* DESCRIPTION OF THE TASK
Reproduce the listing below in full and without alteration, apart from its pictures.

* SUPPLIED MATERIAL
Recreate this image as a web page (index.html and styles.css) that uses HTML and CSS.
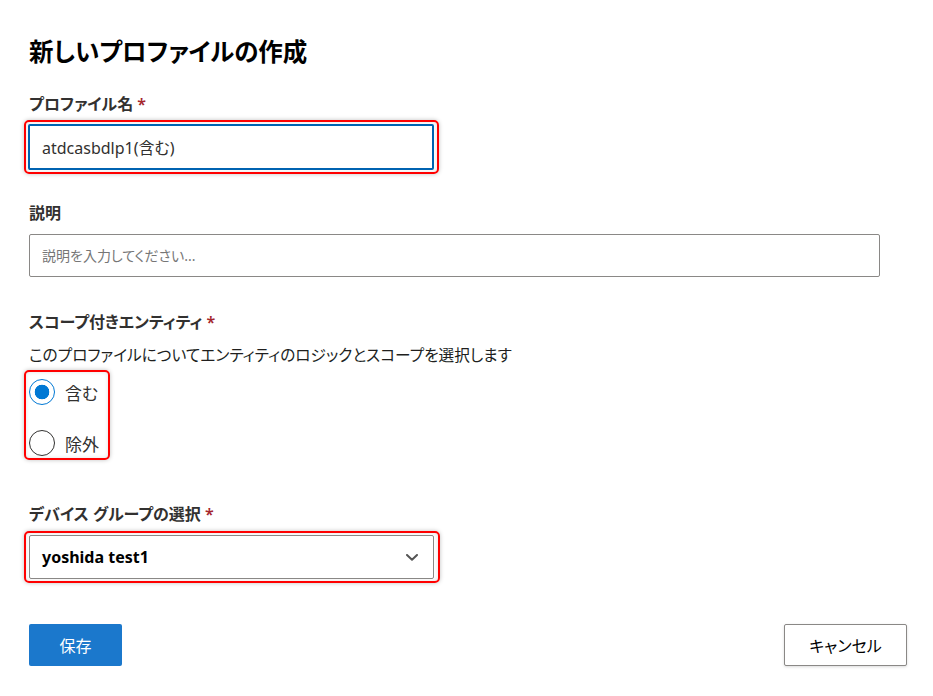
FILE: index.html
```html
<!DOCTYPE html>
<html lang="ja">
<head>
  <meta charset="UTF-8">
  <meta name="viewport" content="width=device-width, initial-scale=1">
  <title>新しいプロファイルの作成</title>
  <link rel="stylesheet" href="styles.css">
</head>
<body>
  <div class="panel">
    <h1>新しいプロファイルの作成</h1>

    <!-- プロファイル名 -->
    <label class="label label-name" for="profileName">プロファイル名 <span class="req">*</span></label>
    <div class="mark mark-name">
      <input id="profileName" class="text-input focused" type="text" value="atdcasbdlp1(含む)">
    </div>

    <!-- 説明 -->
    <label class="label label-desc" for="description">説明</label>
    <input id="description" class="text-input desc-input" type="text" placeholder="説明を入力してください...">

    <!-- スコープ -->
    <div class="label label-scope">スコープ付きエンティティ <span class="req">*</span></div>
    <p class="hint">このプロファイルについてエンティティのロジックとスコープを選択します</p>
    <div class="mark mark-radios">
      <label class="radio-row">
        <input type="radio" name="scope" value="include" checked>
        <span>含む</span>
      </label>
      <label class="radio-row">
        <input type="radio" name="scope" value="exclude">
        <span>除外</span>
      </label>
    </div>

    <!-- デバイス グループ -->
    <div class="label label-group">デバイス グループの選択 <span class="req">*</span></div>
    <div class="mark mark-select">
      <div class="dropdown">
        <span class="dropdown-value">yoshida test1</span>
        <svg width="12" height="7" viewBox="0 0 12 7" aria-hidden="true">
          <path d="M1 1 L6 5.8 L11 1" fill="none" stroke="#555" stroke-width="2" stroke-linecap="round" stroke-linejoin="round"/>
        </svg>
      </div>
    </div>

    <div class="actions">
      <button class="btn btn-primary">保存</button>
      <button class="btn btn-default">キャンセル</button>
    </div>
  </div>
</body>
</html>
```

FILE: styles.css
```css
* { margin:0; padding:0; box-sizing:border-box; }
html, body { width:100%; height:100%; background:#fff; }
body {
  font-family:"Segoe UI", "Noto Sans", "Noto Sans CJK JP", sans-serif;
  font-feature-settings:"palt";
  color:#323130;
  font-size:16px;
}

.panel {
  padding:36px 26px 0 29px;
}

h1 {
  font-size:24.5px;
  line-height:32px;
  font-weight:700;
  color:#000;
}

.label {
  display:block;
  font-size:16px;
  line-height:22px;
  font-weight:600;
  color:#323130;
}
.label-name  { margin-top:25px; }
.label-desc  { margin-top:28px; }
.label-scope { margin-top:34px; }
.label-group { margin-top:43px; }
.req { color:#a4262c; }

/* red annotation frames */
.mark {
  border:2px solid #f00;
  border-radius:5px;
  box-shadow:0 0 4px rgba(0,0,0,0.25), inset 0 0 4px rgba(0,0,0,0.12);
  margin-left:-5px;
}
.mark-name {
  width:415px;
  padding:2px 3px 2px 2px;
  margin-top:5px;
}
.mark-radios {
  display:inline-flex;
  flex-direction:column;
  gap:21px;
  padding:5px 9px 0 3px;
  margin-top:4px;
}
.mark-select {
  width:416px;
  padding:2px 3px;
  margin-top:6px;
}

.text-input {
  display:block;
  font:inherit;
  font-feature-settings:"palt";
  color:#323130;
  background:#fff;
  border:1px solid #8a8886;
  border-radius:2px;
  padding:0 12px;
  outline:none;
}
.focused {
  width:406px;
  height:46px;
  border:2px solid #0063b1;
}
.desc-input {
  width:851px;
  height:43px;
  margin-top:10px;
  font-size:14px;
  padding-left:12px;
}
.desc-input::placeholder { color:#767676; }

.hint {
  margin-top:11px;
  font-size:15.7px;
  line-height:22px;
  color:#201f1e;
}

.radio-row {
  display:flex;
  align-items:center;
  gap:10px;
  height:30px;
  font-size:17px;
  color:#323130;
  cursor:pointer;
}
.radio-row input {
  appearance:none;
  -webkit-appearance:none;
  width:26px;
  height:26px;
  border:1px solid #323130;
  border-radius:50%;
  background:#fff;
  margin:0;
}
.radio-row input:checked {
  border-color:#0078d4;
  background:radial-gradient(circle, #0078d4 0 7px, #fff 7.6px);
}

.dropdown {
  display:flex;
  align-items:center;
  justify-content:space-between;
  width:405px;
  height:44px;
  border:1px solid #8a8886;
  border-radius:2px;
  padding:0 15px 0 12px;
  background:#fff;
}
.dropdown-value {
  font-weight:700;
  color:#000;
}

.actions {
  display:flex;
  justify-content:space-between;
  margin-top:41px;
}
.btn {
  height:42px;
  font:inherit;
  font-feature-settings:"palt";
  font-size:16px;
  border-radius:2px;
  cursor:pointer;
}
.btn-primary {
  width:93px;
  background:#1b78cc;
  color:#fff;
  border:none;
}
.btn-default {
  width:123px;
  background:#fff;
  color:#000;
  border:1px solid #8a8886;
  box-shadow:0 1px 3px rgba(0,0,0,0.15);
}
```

* ANSWER
Recreate this image as a web page (index.html and styles.css) that uses HTML and CSS.
FILE: index.html
```html
<!DOCTYPE html>
<html lang="ja">
<head>
  <meta charset="UTF-8">
  <meta name="viewport" content="width=device-width, initial-scale=1">
  <title>新しいプロファイルの作成</title>
  <link rel="stylesheet" href="styles.css">
</head>
<body>
  <div class="panel">
    <h1>新しいプロファイルの作成</h1>

    <!-- プロファイル名 -->
    <label class="label label-name" for="profileName">プロファイル名 <span class="req">*</span></label>
    <div class="mark mark-name">
      <input id="profileName" class="text-input focused" type="text" value="atdcasbdlp1(含む)">
    </div>

    <!-- 説明 -->
    <label class="label label-desc" for="description">説明</label>
    <input id="description" class="text-input desc-input" type="text" placeholder="説明を入力してください...">

    <!-- スコープ -->
    <div class="label label-scope">スコープ付きエンティティ <span class="req">*</span></div>
    <p class="hint">このプロファイルについてエンティティのロジックとスコープを選択します</p>
    <div class="mark mark-radios">
      <label class="radio-row">
        <input type="radio" name="scope" value="include" checked>
        <span>含む</span>
      </label>
      <label class="radio-row">
        <input type="radio" name="scope" value="exclude">
        <span>除外</span>
      </label>
    </div>

    <!-- デバイス グループ -->
    <div class="label label-group">デバイス グループの選択 <span class="req">*</span></div>
    <div class="mark mark-select">
      <div class="dropdown">
        <span class="dropdown-value">yoshida test1</span>
        <svg width="12" height="7" viewBox="0 0 12 7" aria-hidden="true">
          <path d="M1 1 L6 5.8 L11 1" fill="none" stroke="#555" stroke-width="2" stroke-linecap="round" stroke-linejoin="round"/>
        </svg>
      </div>
    </div>

    <div class="actions">
      <button class="btn btn-primary">保存</button>
      <button class="btn btn-default">キャンセル</button>
    </div>
  </div>
</body>
</html>
```

FILE: styles.css
```css
* { margin:0; padding:0; box-sizing:border-box; }
html, body { width:100%; height:100%; background:#fff; }
body {
  font-family:"Segoe UI", "Noto Sans", "Noto Sans CJK JP", sans-serif;
  font-feature-settings:"palt";
  color:#323130;
  font-size:16px;
}

.panel {
  padding:36px 26px 0 29px;
}

h1 {
  font-size:24.5px;
  line-height:32px;
  font-weight:700;
  color:#000;
}

.label {
  display:block;
  font-size:16px;
  line-height:22px;
  font-weight:600;
  color:#323130;
}
.label-name  { margin-top:25px; }
.label-desc  { margin-top:28px; }
.label-scope { margin-top:34px; }
.label-group { margin-top:43px; }
.req { color:#a4262c; }

/* red annotation frames */
.mark {
  border:2px solid #f00;
  border-radius:5px;
  box-shadow:0 0 4px rgba(0,0,0,0.25), inset 0 0 4px rgba(0,0,0,0.12);
  margin-left:-5px;
}
.mark-name {
  width:415px;
  padding:2px 3px 2px 2px;
  margin-top:5px;
}
.mark-radios {
  display:inline-flex;
  flex-direction:column;
  gap:21px;
  padding:5px 9px 0 3px;
  margin-top:4px;
}
.mark-select {
  width:416px;
  padding:2px 3px;
  margin-top:6px;
}

.text-input {
  display:block;
  font:inherit;
  font-feature-settings:"palt";
  color:#323130;
  background:#fff;
  border:1px solid #8a8886;
  border-radius:2px;
  padding:0 12px;
  outline:none;
}
.focused {
  width:406px;
  height:46px;
  border:2px solid #0063b1;
}
.desc-input {
  width:851px;
  height:43px;
  margin-top:10px;
  font-size:14px;
  padding-left:12px;
}
.desc-input::placeholder { color:#767676; }

.hint {
  margin-top:11px;
  font-size:15.7px;
  line-height:22px;
  color:#201f1e;
}

.radio-row {
  display:flex;
  align-items:center;
  gap:10px;
  height:30px;
  font-size:17px;
  color:#323130;
  cursor:pointer;
}
.radio-row input {
  appearance:none;
  -webkit-appearance:none;
  width:26px;
  height:26px;
  border:1px solid #323130;
  border-radius:50%;
  background:#fff;
  margin:0;
}
.radio-row input:checked {
  border-color:#0078d4;
  background:radial-gradient(circle, #0078d4 0 7px, #fff 7.6px);
}

.dropdown {
  display:flex;
  align-items:center;
  justify-content:space-between;
  width:405px;
  height:44px;
  border:1px solid #8a8886;
  border-radius:2px;
  padding:0 15px 0 12px;
  background:#fff;
}
.dropdown-value {
  font-weight:700;
  color:#000;
}

.actions {
  display:flex;
  justify-content:space-between;
  margin-top:41px;
}
.btn {
  height:42px;
  font:inherit;
  font-feature-settings:"palt";
  font-size:16px;
  border-radius:2px;
  cursor:pointer;
}
.btn-primary {
  width:93px;
  background:#1b78cc;
  color:#fff;
  border:none;
}
.btn-default {
  width:123px;
  background:#fff;
  color:#000;
  border:1px solid #8a8886;
  box-shadow:0 1px 3px rgba(0,0,0,0.15);
}
```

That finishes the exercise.